### WHAT NEEDS TO BE DONE
No pictures go into the copy. Write out exactly the lines below from the one containing "Recreate this image" through the one containing "string; note: string;".

Rows from a dataset of pages and code
........

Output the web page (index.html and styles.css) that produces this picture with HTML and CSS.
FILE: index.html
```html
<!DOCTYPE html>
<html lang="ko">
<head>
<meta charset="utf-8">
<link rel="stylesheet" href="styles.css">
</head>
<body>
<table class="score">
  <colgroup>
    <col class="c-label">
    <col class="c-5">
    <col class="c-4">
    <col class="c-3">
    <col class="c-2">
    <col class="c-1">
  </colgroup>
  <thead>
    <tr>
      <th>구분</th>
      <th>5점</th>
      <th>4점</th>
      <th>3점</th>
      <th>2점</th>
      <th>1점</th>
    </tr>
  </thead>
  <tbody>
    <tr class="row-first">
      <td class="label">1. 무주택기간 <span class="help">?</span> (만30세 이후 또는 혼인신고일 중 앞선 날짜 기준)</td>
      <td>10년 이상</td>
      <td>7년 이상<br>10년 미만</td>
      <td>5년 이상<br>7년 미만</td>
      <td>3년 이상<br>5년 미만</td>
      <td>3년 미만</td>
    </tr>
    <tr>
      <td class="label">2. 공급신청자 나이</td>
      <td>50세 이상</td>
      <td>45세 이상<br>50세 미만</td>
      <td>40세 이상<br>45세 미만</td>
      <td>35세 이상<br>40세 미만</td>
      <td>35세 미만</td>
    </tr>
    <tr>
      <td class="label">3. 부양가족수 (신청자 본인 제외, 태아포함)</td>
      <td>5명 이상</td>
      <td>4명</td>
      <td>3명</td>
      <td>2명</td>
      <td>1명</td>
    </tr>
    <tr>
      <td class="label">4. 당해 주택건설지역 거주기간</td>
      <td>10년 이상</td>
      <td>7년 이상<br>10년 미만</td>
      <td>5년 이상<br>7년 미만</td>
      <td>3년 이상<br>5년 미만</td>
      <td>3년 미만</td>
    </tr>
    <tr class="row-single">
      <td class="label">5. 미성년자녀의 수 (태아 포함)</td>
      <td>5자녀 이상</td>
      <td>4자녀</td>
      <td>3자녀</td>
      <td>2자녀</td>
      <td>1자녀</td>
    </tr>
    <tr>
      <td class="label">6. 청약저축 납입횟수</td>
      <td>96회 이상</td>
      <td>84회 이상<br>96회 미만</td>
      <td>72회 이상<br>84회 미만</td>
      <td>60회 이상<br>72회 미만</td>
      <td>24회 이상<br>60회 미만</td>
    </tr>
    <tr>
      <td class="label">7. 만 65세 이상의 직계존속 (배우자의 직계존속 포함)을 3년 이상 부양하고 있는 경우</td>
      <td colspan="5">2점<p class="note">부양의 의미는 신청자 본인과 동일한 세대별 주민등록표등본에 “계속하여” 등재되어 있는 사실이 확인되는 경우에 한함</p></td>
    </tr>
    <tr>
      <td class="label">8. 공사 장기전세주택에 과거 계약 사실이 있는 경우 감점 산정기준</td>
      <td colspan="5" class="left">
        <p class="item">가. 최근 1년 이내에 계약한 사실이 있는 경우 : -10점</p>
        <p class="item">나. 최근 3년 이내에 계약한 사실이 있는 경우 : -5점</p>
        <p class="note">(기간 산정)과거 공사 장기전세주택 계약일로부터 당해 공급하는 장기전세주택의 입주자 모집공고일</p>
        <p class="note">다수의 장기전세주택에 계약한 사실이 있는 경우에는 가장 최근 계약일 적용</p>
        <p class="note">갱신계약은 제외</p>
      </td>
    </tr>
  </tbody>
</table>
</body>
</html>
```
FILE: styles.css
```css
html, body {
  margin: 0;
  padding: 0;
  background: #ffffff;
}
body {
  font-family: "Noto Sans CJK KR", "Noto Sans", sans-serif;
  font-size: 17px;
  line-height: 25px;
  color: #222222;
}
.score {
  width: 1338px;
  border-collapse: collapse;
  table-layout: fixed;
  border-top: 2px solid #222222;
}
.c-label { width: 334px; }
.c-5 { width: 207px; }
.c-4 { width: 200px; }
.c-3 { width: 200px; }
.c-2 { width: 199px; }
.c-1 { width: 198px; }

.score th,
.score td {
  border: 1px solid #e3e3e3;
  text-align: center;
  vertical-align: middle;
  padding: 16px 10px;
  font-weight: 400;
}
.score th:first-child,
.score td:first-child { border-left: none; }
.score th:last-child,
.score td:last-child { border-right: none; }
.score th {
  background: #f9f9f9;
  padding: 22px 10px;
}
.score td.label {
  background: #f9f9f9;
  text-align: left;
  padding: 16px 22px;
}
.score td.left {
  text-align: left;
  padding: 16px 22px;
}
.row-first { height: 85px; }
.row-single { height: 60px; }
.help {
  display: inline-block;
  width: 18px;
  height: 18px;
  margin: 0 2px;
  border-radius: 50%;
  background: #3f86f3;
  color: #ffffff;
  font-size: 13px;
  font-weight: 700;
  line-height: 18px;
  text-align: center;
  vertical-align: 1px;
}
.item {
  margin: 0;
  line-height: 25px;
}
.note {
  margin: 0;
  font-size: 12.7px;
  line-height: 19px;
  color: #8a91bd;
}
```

........

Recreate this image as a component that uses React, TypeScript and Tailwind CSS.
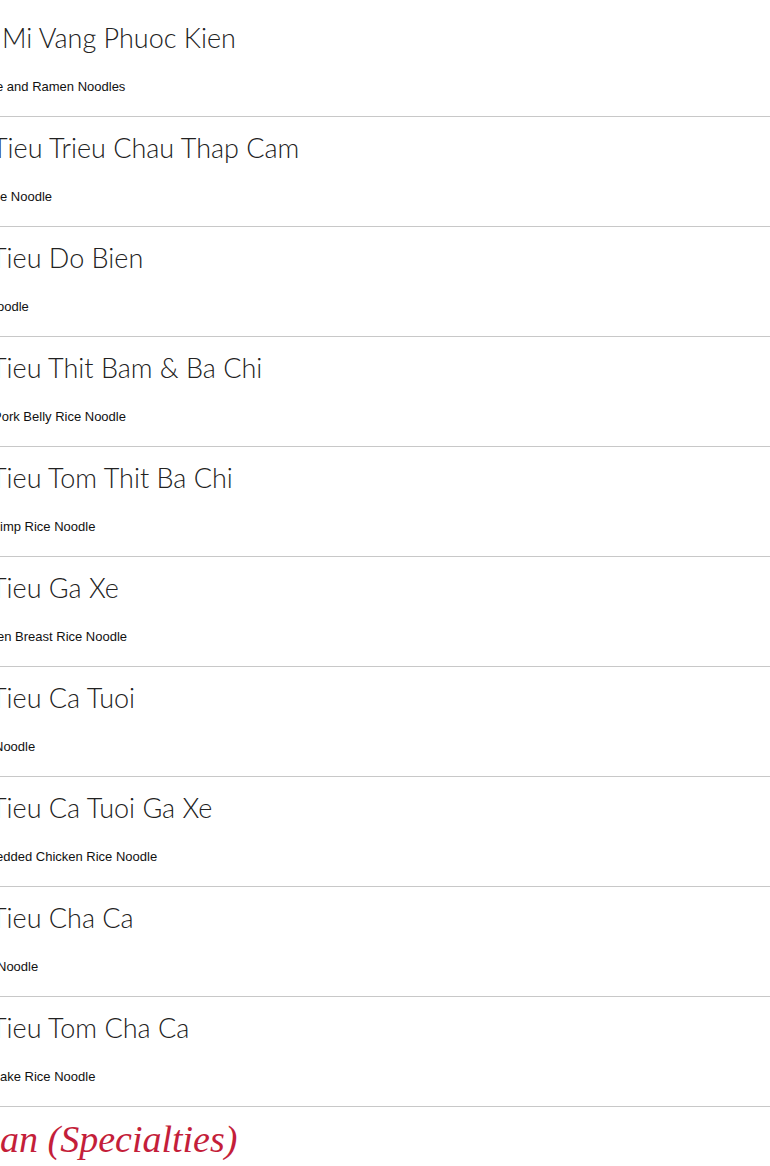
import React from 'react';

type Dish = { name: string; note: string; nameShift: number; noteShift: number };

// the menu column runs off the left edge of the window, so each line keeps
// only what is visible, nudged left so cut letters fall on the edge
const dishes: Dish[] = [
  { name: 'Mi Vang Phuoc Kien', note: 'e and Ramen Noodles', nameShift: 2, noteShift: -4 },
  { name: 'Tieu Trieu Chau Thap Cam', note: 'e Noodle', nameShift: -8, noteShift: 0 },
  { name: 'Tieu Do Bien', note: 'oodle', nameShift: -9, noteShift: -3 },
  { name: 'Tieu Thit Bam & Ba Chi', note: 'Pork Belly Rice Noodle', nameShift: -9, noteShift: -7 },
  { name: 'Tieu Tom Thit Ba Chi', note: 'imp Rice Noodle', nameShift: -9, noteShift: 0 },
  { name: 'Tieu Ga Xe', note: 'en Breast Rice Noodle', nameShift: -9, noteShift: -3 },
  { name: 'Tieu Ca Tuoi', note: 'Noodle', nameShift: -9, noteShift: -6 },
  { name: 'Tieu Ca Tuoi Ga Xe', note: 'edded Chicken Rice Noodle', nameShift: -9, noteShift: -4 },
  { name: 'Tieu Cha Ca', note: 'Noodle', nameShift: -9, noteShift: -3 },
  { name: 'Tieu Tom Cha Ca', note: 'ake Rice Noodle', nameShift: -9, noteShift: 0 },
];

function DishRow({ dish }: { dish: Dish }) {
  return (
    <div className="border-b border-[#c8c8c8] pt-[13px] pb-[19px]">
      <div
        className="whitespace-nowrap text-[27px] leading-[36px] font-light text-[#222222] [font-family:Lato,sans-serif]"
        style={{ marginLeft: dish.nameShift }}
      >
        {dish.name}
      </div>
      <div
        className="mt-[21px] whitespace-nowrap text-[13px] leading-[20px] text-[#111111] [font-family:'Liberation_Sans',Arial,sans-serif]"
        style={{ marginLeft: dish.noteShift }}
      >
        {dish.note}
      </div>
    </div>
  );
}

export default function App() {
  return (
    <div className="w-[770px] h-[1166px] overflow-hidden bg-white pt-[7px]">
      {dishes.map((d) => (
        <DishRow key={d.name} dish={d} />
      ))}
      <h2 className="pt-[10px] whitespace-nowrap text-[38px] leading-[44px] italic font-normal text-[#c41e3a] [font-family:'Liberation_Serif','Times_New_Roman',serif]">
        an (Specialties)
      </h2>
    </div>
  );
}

........

### ANSWER FOR THE TASK
Recreate this image as a component that uses React, TypeScript and Tailwind CSS.
import React from 'react';

type Dish = { name: string; note: string; nameShift: number; noteShift: number };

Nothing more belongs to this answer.